Border, Breed nor Birth is a science-fiction novel by Dallas McCord "Mack" Reynolds. It is the second in a sequence of near-future stories set in North Africa, which also includes Black Man's Burden (1961), Black Sheep Astray (1973), and The Best Ye Breed (1978).

Kipling said those things didn't count when two strong men stood face to face. But ... do they count when two strong ideologies stand face to face...? 

During his meeting in Dakar with the head of the Reunited Nations African Development Project, Dr. Homer Crawford resigns his post as leader of the Sahara Division team to become El Hassan, the liberator and would-be tyrant of North Africa. Threatened with arrest, Crawford and his followers hide in the Sahara erg. They intercept news that the Arab Union has occupied Tamanrasset, ostensibly to protect the region against El Hassan rioters…

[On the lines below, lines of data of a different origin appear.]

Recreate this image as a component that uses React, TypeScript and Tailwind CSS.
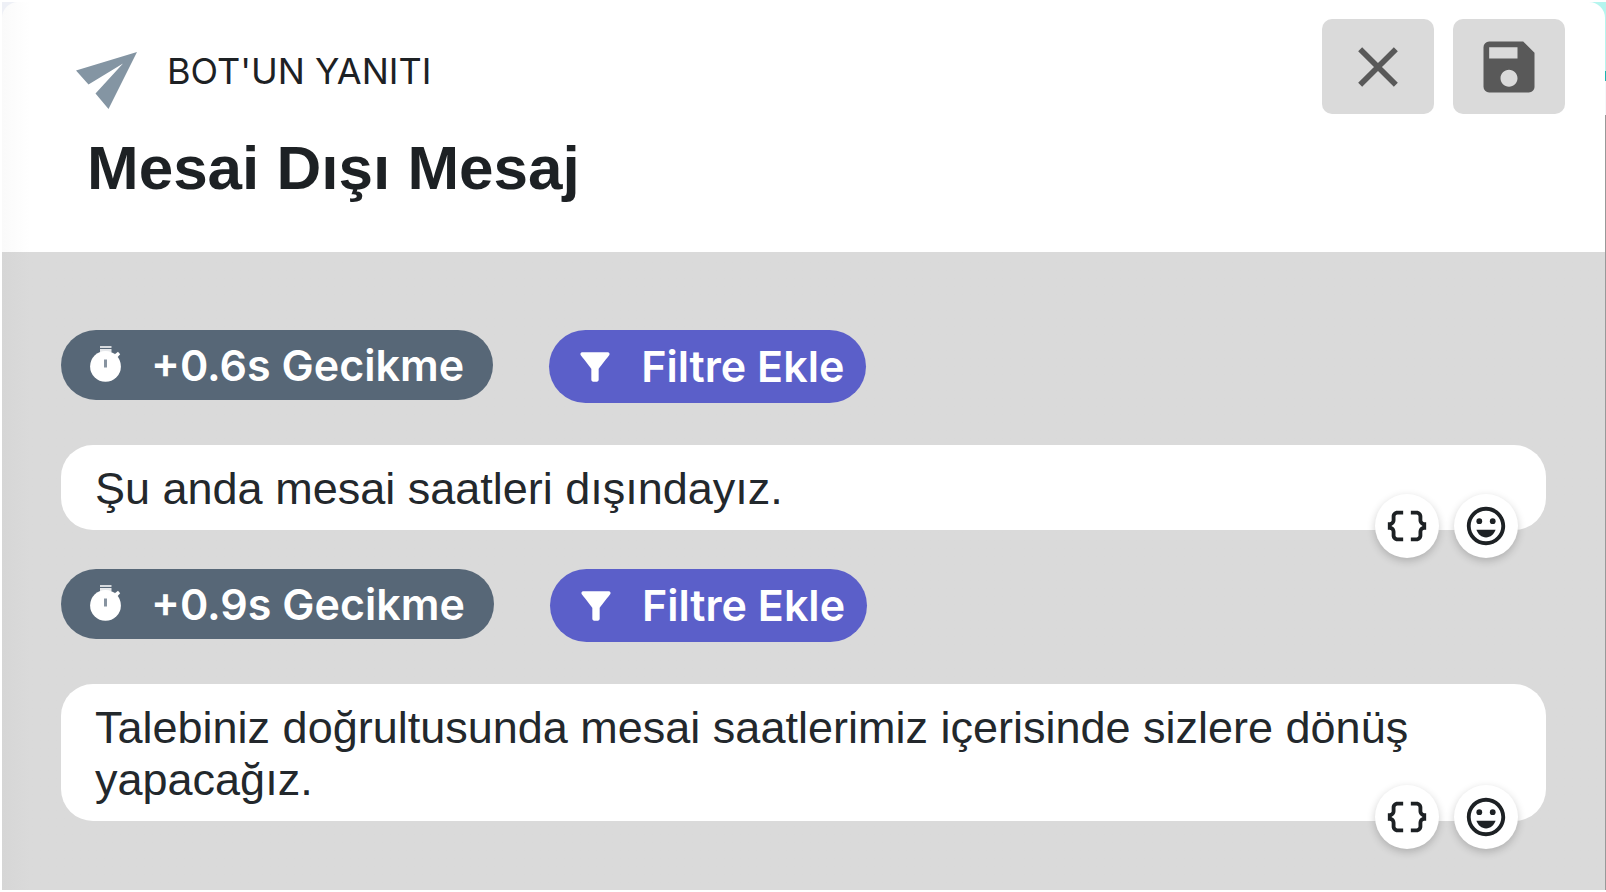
import {
	MdClose,
	MdDataObject,
	MdFilterAlt,
	MdOutlineEmojiEmotions,
	MdSave,
} from "react-icons/md"

type Message = {
	id: number
	delay: string
	text: string
}

const messages: Message[] = [
	{ id: 1, delay: "+0.6s Gecikme", text: "Şu anda mesai saatleri dışındayız." },
	{
		id: 2,
		delay: "+0.9s Gecikme",
		text: "Talebiniz doğrultusunda mesai saatlerimiz içerisinde sizlere dönüş yapacağız.",
	},
]

const headerButton =
	"flex items-center justify-center w-28 h-[95px] rounded-[10px] bg-[#dadada] text-[#595959]"
const roundButton =
	"flex items-center justify-center size-16 rounded-full bg-white text-[#1d2124] shadow-[0_3px_8px_rgba(0,0,0,0.2)]"
const pill =
	"flex items-center rounded-full text-white font-semibold font-['Inter',sans-serif] text-[43px]"

const PlaneIcon = () => (
	<svg viewBox="0 0 61 57" className="w-[61px] h-[57px] fill-[#8495a3]">
		<path d="M0 18.5 61 0 32.5 57 19.5 41.5 47 11.5 12.5 32.5Z" />
	</svg>
)

const StopwatchIcon = () => (
	<svg viewBox="0 0 31 36" className="w-[31px] h-9 mb-0.5">
		<path fill="#fff" fillOpacity="0.75" d="M10 0h11.5v2H10z" />
		<path fill="#fff" fillOpacity="0.85" d="M10 3h11.5v3H10z" />
		<path fill="#fff" d="M24.5 8.5 28 5.8l2.2 2.4-3 3.3z" />
		<circle cx="15.5" cy="20.4" r="15.4" fill="#fff" />
		<path fill="#8793a0" d="M14 13.5h3v8h-3z" />
	</svg>
)

const MessageBlock = ({ message }: { message: Message }) => (
	<section>
		<div className="flex items-start gap-14">
			<button type="button" className={`${pill} gap-[30px] h-[70px] px-[29px] bg-[#576777]`}>
				<StopwatchIcon />
				{message.delay}
			</button>
			<button type="button" className={`${pill} gap-6 h-[73px] pl-6 pr-[22px] bg-[#5b5fc9]`}>
				<MdFilterAlt className="size-11" />
				Filtre Ekle
			</button>
		</div>
		<div className="relative mt-[42px] px-[34px] pt-[18px] pb-[15px] rounded-[32px] bg-white">
			<p className="text-[45px] leading-[52px] text-[#23282c]">{message.text}</p>
			{/* MESSAGE TOOLS */}
			<div className="absolute right-7 -bottom-7 flex gap-[15px]">
				<button type="button" aria-label="Değişken ekle" className={roundButton}>
					<MdDataObject className="size-[46px]" />
				</button>
				<button type="button" aria-label="Emoji ekle" className={roundButton}>
					<MdOutlineEmojiEmotions className="size-[46px]" />
				</button>
			</div>
		</div>
	</section>
)

const App = () => {
	return (
		<div className="min-h-screen py-0.5 pl-0.5 bg-white font-['Liberation_Sans',Arial,sans-serif]">
			{/* HEADER, with the page behind showing at its corners and right edge */}
			<div className="pr-px bg-[linear-gradient(to_right,#eef0f6_50%,transparent_50%),linear-gradient(to_bottom,#b5f5ee_69px,#19b5b0_69px,#19b5b0_79px,#f5f7fa_79px,#f5f7fa_113px,#999999_113px)]">
				<header className="flex justify-between h-[250px] pt-[17px] pr-10 pl-[74px] rounded-t-2xl bg-linear-to-r from-[#fafafa] to-white to-[28px]">
					<div>
						<div className="flex items-start gap-[30px] pt-[33px]">
							<PlaneIcon />
							<span className="text-[36px] leading-[38px] text-[#1d2124] font-['Inter',sans-serif]">
								BOT'UN YANITI
							</span>
						</div>
						<h1 className="pl-[11px] mt-[23px] text-[62px] leading-[72px] font-bold text-[#1d2124]">
							Mesai Dışı Mesaj
						</h1>
					</div>
					<div className="flex items-start gap-[19px]">
						<button type="button" aria-label="Kapat" className={headerButton}>
							<MdClose className="size-[68px]" />
						</button>
						<button type="button" aria-label="Kaydet" className={headerButton}>
							<MdSave className="size-[68px]" />
						</button>
					</div>
				</header>
			</div>
			<main className="flex flex-col gap-[39px] pt-[78px] pb-[69px] px-[59px] border-r border-[#999999] bg-linear-to-r from-[#d6d6d6] to-[#dadada] to-[28px]">
				{messages.map((message) => (
					<MessageBlock key={message.id} message={message} />
				))}
			</main>
		</div>
	)
}
export default App
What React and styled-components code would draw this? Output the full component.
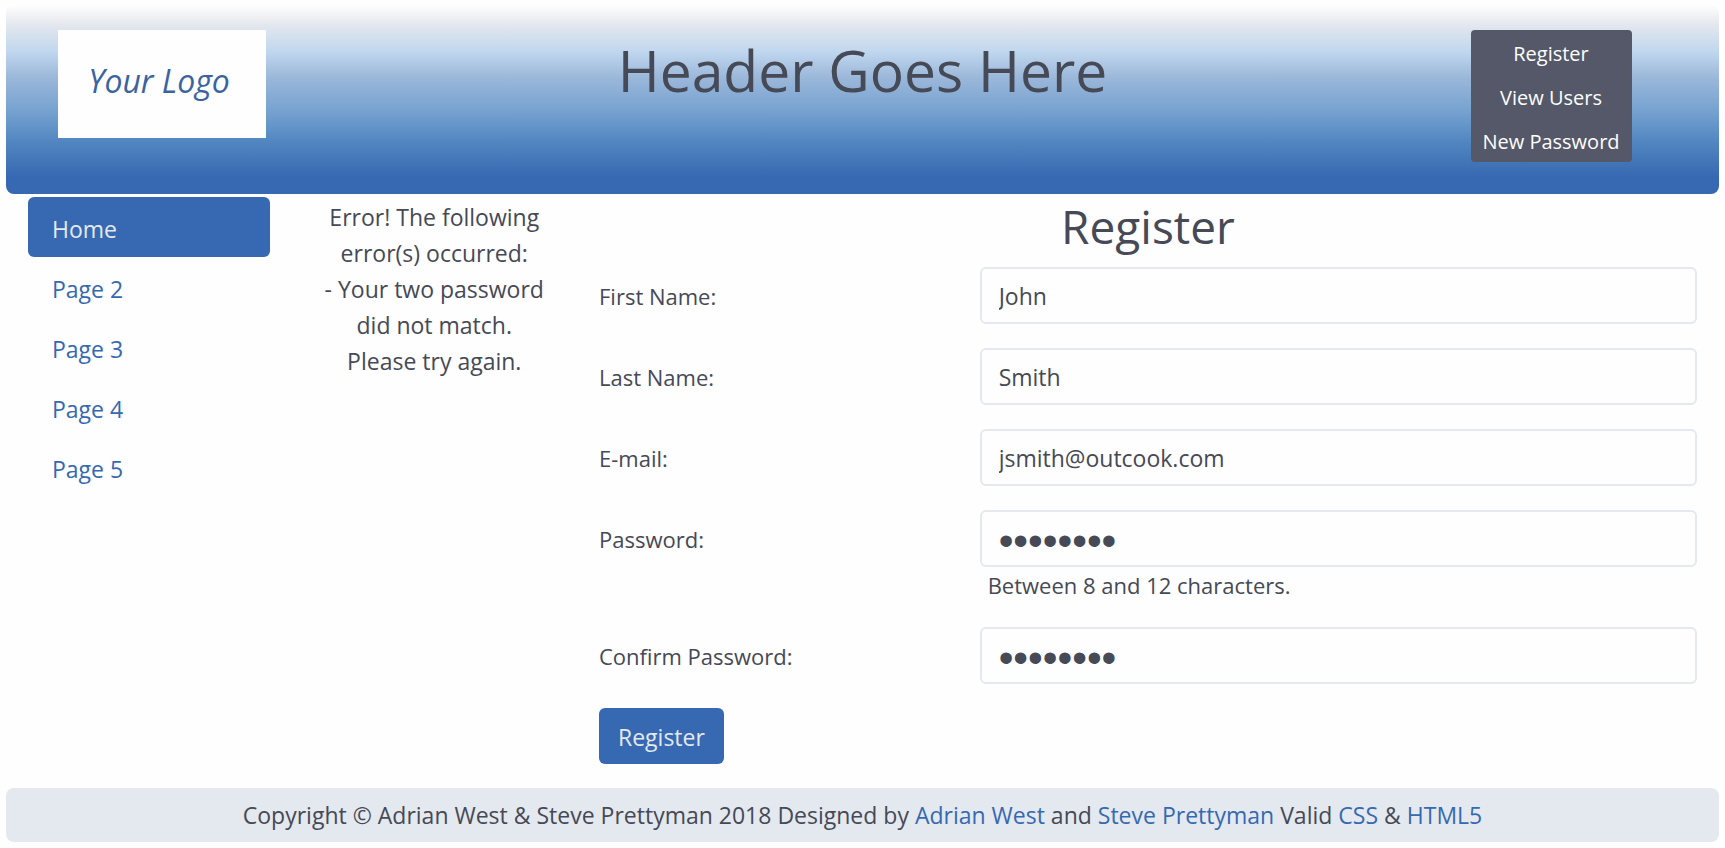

Border, Breed nor Birth and the North Africa series have been called a "notable exception" to the indirect treatment of racial issues in 1960s science fiction magazines.

Border, Breed nor Birth was originally published as a two-part series in Analog Science Fiction and Fact (July and August 1962). In 1972, Ace Books reprinted it along with the first book in the sequence, Black Man's Burden.

The readers of Analog voted Border, Breed nor Birth as the second best story of its issues in the magazine's Analytical Laboratory (AnLab) poll.[6] The popularity of Border, Breed nor Birth and Black Man's Burden prompted Reynolds to write Black Sheep Astray for the short-story collection Astounding: John W. Campbell Memorial Anthology, a special tribute by thirteen Astounding authors to the memory of science fiction and fantasy magazine editor John W. Campbell.

Dallas McCord "Mack" Reynolds (1917-1983) was an American science fiction writer. His pen names included Dallas Ross, Mark Mallory, Clark Collins, Dallas Rose, Guy McCord, Maxine Reynolds, Bob Belmont, and Todd Harding.

His work is noteworthy for its focus on socioeconomic speculation, usually expressed in thought-provoking explorations of Utopian societies from a radical, sometime satiric, perspective. He was a considerably popular author from the 1950s to the 1970s, especially with readers of science fiction and fantasy magazines.

Reynolds was the first author to write an original novel based upon the 1966-1969 NBC television series Star Trek, named Mission to Horatius (1968).